The Gerry Faust era didn’t go the way anyone hoped and the ending certainly was a rough one. But there are some things that need to pointed out in fairness. It’s obvious now—and should have been at the time—that asking a high school coach to jump all the way to Notre Dame is too much. Of course Faust is going to take the opportunity, but Notre Dame should have known better. Had Faust gone to, say a MAC or low-level Big Ten school, built up credibility and confidence, his college career might have been different.
It also has to be remembered that Faust took over Notre Dame at a time when parity was hitting college football. 1981 was the year of the great populist rebellion, when new schools began to win and traditional powers in general began having a tougher time.

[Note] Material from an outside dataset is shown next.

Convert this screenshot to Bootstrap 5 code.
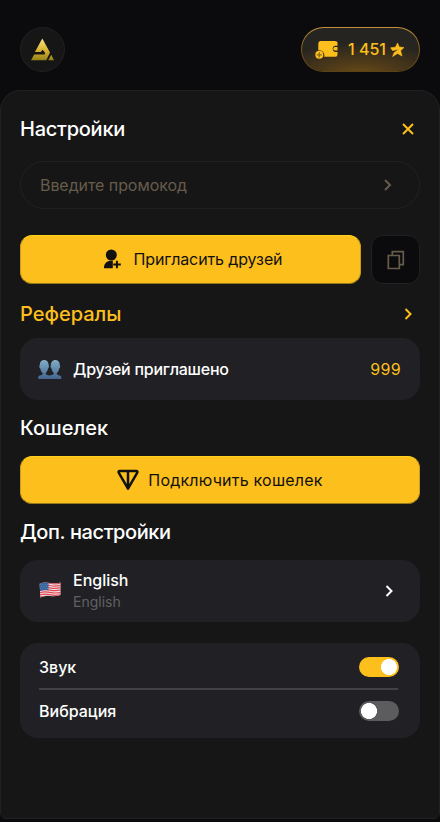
<!DOCTYPE html>
<html lang="ru" data-bs-theme="dark">
<head>
<meta charset="utf-8">
<meta name="viewport" content="width=device-width, initial-scale=1">
<title>Настройки</title>
<link href="https://cdn.jsdelivr.net/npm/bootstrap@5.3.0/dist/css/bootstrap.min.css" rel="stylesheet">
<style>
:root { --gold: #fdbf1b; --panel: #161617; --tile: #212125; --muted-gold: #665c4c; }
body { background: #0b0b0d; color: #fff; font-family: Inter, "Liberation Sans", sans-serif; font-size: 16px; line-height: 24px; height: 822px; overflow: hidden; }
svg { display: block; flex: none; }
.app-header { height: 90px; padding: 27px 20px 18px; }
.logo-btn { width: 45px; height: 45px; background: #161617; border: 1px solid #212122; }
.balance { width: 119px; height: 45px; padding: 0 14px 0 13px; color: var(--gold);
  border: 1px solid transparent; border-radius: 23px;
  background: radial-gradient(ellipse 75% 75% at 50% 110%, #6b4d15, #49371a 50%, transparent) padding-box,
    linear-gradient(#242422, #2b261d) padding-box,
    linear-gradient(#c4913a, #7d5c1d 50%, #5b4214) border-box; }
.balance-value { font-size: 16px; font-weight: 500; line-height: 22px; padding-bottom: 2px; }
.sheet { height: 729px; background: var(--panel); border: 1px solid #212123; border-radius: 20px 20px 6px 6px; padding: 24px 19px 0; }
.heading { height: 28px; font-size: 20px; line-height: 28px; font-weight: 500; }
.heading-tight { letter-spacing: -.25px; }
.heading-tighter { letter-spacing: -.4px; }
.heading-gap { margin-top: 14px; }
.gold { color: var(--gold); }
.promo { height: 48px; margin-top: 18px; padding: 0 26px 0 19px; border: 1px solid #212123; border-radius: 24px; color: var(--muted-gold); }
.promo input { color: var(--muted-gold); font-size: 16px; letter-spacing: -.07px; outline: 0; }
.promo input::placeholder { color: var(--muted-gold); opacity: 1; }
.invite-row { margin-top: 26px; height: 49px; gap: 10px; }
.btn-gold { --bs-btn-color: #111; --bs-btn-bg: var(--gold); --bs-btn-hover-bg: #ffca3a; --bs-btn-hover-color: #111; --bs-btn-active-bg: #eeb010; --bs-btn-font-size: 16px; --bs-btn-padding-y: 0;
  height: 48px; border: 1px solid; border-color: #ffd21d #cb9c1c #92791a #cb9c1c; border-radius: 12px; }
.invite-row .btn-gold { height: 49px; padding: 0 8px 1px 12px; }
.copy-btn { width: 49px; height: 49px; background: #0b0b0d; border: 1px solid #212123; border-radius: 12px; color: var(--muted-gold); }
.t-invite { letter-spacing: -.12px; }
.t-wallet { letter-spacing: .22px; margin-left: 9px; }
.tile { background: var(--tile); border-radius: 18px; }
.tile-row { height: 62px; padding: 0 19px 0 17px; }
.tile-row.referrals { margin-top: 10px; }
.tile-row .label { margin-left: 12px; font-weight: 500; }
.label.t-friends { letter-spacing: -.24px; margin-left: 11px; }
.t-count { letter-spacing: .3px; }
.sub { font-size: 14px; line-height: 20px; color: #606062; font-weight: 400; }
.lang-label { padding-bottom: 2px; }
.toggles { height: 95px; margin-top: 21px; padding: 2px 21px 0 19px; }
.toggle-row { height: 43px; font-weight: 500; }
.toggle-row:last-child { height: 42px; }
.rule { height: 2px; background: #424246; margin-right: 1px; }
.form-switch .form-check-input { width: 40px; height: 20px; margin: 0; border: 0; background-color: #5c5c5e; box-shadow: none;
  background-image: radial-gradient(circle at center, #fff 7.7px, transparent 8.3px); background-size: 20px 20px; background-position: left center; background-repeat: no-repeat; }
.form-switch .form-check-input:checked { background-color: var(--gold); background-position: right center; }
</style>
<script src="https://cdn.jsdelivr.net/npm/bootstrap@5.3.0/dist/js/bootstrap.bundle.min.js" defer></script>
</head>
<body>
<header class="app-header d-flex justify-content-between">
  <button class="logo-btn btn rounded-circle p-0 d-flex align-items-center justify-content-center" aria-label="Главная">
    <svg width="25" height="24" viewBox="0 0 25 24">
      <defs><linearGradient id="g" x1="0" y1="0" x2="0" y2="1"><stop offset="0" stop-color="#ffe583"/><stop offset=".6" stop-color="#d2ac2b"/><stop offset="1" stop-color="#938318"/></linearGradient></defs>
      <path fill="url(#g)" d="M12.300.5 20 14.500 16.300 22.200H1L4.200 16.500H14.900V14.500L12.600 11.800 10.800 14H4.900zM21.200 16.800 24 22.200h-5.700z"/>
    </svg>
  </button>
  <div class="balance d-flex align-items-center">
    <svg width="23" height="20" viewBox="0 0 23 20" fill="none">
      <path fill="#fdbf1b" d="M5.500 1h14.200Q22.500 1 22.500 3v2.700h-2.500a3.200 3.200 0 0 0 0 6.200h2.500v2.600q0 2.300-2.300 2.300H9.300A5 5 0 0 0 3.300 10.500V3.500Q3.300 1 5.500 1zM20 7h2.500v3.600H20a1.800 1.800 0 0 1 0-3.600z"/>
      <circle cx="4.300" cy="14.800" r="4" fill="#fdbf1b"/><path stroke="#8f6a18" stroke-width="1.300" d="M4.300 12.200v5.200M1.700 14.800h5.200"/>
    </svg>
    <span class="balance-value ms-auto">1 451</span>
    <svg class="ms-1" width="15" height="16" viewBox="0 0 15 16"><path fill="#fdbf1b" stroke="#fdbf1b" stroke-width=".6" stroke-linejoin="round" d="M7.600 1 9.200 5 14 5.500 10.600 8.800 12 14 7.500 11.500 2.600 14.500 4.200 10.600 9 7.300 2.500 8.600.6 5.800 5.400 5.200z"/></svg>
  </div>
</header>

<main class="sheet">
  <div class="heading heading-tight d-flex align-items-center justify-content-between">
    <span>Настройки</span>
    <svg class="me-1" width="15" height="14" viewBox="0 0 15 14" stroke="#fdbf1b" stroke-width="2" fill="none"><path d="m2 2 10 10m0-10-10 10"/></svg>
  </div>

  <form class="promo d-flex align-items-center">
    <input class="border-0 bg-transparent p-0 flex-grow-1" type="text" placeholder="Введите промокод" aria-label="Введите промокод">
    <svg width="10" height="14" viewBox="0 0 10 14" stroke="currentColor" stroke-width="2" fill="none"><path d="m2 2 5 5-5 5"/></svg>
  </form>

  <div class="invite-row d-flex">
    <button class="btn btn-gold flex-grow-1 d-flex align-items-center justify-content-center">
      <svg width="19" height="20" viewBox="0 0 19 20" fill="#111"><circle cx="8.300" cy="6" r="5.500"/><path d="M1 19.300v-1.500a6.500 6.500 0 0 1 6.500-6h2.300v7.500z"/><path d="M13.900 11.700v7.600M10.200 15.500h7.600" stroke="#fdbf1b" stroke-width="4"/><path d="M13.900 11.700v7.600M10.200 15.500h7.600" stroke="#111" stroke-width="2"/></svg>
      <span class="t-invite ms-2 ps-1">Пригласить друзей</span>
    </button>
    <button class="btn copy-btn p-0 d-flex align-items-center justify-content-center" aria-label="Скопировать">
      <svg width="18" height="20" viewBox="0 0 18 20" fill="none" stroke="currentColor" stroke-width="1.700"><path d="M1.300 5.500h11v13h-11zM5.300 5V1.700h11v13h-3.500"/></svg>
    </button>
  </div>

  <div class="heading gold d-flex align-items-center justify-content-between mt-3">
    <span>Рефералы</span>
    <svg class="me-1" width="14" height="14" viewBox="0 0 14 14" stroke="currentColor" stroke-width="2" fill="none"><path d="m3.500 2 5 5-5 5"/></svg>
  </div>
  <div class="tile tile-row referrals d-flex align-items-center">
    <svg width="25" height="21" viewBox="0 0 25 21">
      <defs><linearGradient id="p" x1="0" y1="0" x2="0" y2="1"><stop stop-color="#82adc9"/><stop offset="1" stop-color="#42658d"/></linearGradient></defs>
      <path fill="url(#p)" d="M1.200 20v-2.200c.6-1.800 4.600-1.400 4.600-3.600C4.200 13 3.600 11.400 3.300 9.600 2.200 8.500 2 7.400 2.700 6.500 2.300-.8 11.900-.8 11.700 6.500c.5 1 .3 2.200-.7 3.100-.3 1.800-.9 3.300-2.400 4.600 0 1.500 1.900 1.700 3.900 2.300 2-.6 4.400-.8 4.400-2.300-1.500-1.300-2.100-2.800-2.400-4.600-1-.9-1.200-2.100-.7-3.100-.2-7.300 9.400-7.300 9 0 .7.900.5 2-.6 3.100-.3 1.800-.9 3.400-2.500 4.600 0 2.200 4 1.800 4.600 3.600V20z"/>
    </svg>
    <span class="label t-friends">Друзей приглашено</span>
    <span class="gold ms-auto t-count">999</span>
  </div>

  <div class="heading heading-gap">Кошелек</div>
  <button class="btn btn-gold w-100 d-flex align-items-center justify-content-center heading-gap">
    <svg width="22" height="22" viewBox="0 0 22 22" fill="none" stroke="#111" stroke-width="2.500" stroke-linejoin="round"><path d="M2.700 2h16.600q1.500 0 1 1.700L11 19.700 1.700 3.700Q1.200 2 2.700 2zM11 2v17"/></svg>
    <span class="t-wallet">Подключить кошелек</span>
  </button>

  <div class="heading heading-tighter heading-gap">Доп. настройки</div>
  <div class="tile tile-row heading-gap d-flex align-items-center">
    <svg width="24" height="20" viewBox="-1 0 24 20">
      <clipPath id="f"><path d="M1.700 2.800Q6 .8 12 2T22.500 1.500V14Q17 16 12.500 15T2.300 16.500z"/></clipPath>
      <g clip-path="url(#f)"><path fill="#f0e5e8" d="M0 0h24v18H0z"/><path fill="none" stroke="#df4652" stroke-width="1.200" d="M0 3Q6 .8 12 2.200T24 1.800M0 5.300Q6 3.100 12 4.500T24 4.100M0 7.600Q6 5.400 12 6.800T24 6.400M0 9.900Q6 7.700 12 9.100T24 8.700M0 12.200Q6 10 12 11.400T24 11M0 14.500q6-2.200 12-.8t12-.4M0 16.800Q6 14.600 12 16T24 15.600"/><path fill="#35649f" d="M0 0h10.500v9.200Q6 8.500 0 10.500z"/><path stroke="#7f9dc6" stroke-width=".8" stroke-dasharray=".8 1.500" d="M2.300 3.700h8M3.200 5.500h7M2.300 7.400h8"/></g>
    </svg>
    <div class="label lang-label"><div>English</div><div class="sub">English</div></div>
    <svg class="ms-auto me-1" width="14" height="14" viewBox="0 0 14 14" stroke="#fff" stroke-width="2" fill="none"><path d="m3.500 2 5 5-5 5"/></svg>
  </div>

  <div class="tile toggles">
    <div class="toggle-row d-flex align-items-center justify-content-between form-switch p-0">
      <label for="sound">Звук</label><input class="form-check-input" type="checkbox" role="switch" id="sound" checked>
    </div>
    <div class="rule"></div>
    <div class="toggle-row d-flex align-items-center justify-content-between form-switch p-0">
      <label for="vibro">Вибрация</label><input class="form-check-input" type="checkbox" role="switch" id="vibro">
    </div>
  </div>
</main>
</body>
</html>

Notre Dame was not alone, and unlike the other power programs, the Irish did not allow redshirting.
Finally, Faust still went to three bowl games in his tenure and never finished worse than 5-6. While that is clearly below Notre Dame standards and not an argument for staying on, it is not a demonstrably worse performance than other ND coaches in future years—from Bob Davie to Charlie Weis to Ty Willingham put forward. Those coaches had bigger highs, but also—notably Weis—had some pretty bad lows.
I bring this up because Faust is widely seen as one of the worst failures at Notre Dame, with the consolation being that he was a good man. The latter is definitely true—I had the chance to interact with him and he’s a genuinely gracious and charitable human being. And even when it comes to coaching, I ask that we keep the failure in context—no, the job did not get done, as Faust bluntly says in The Golden Dream. But the unique circumstances of his hiring at a time of change in college football all worked against him, and he still chipped away and won more than he lost.
The end of the 1985 Notre Dame football season was time for Faust to move on, but his five years were not the universal disaster they are often portrayed as.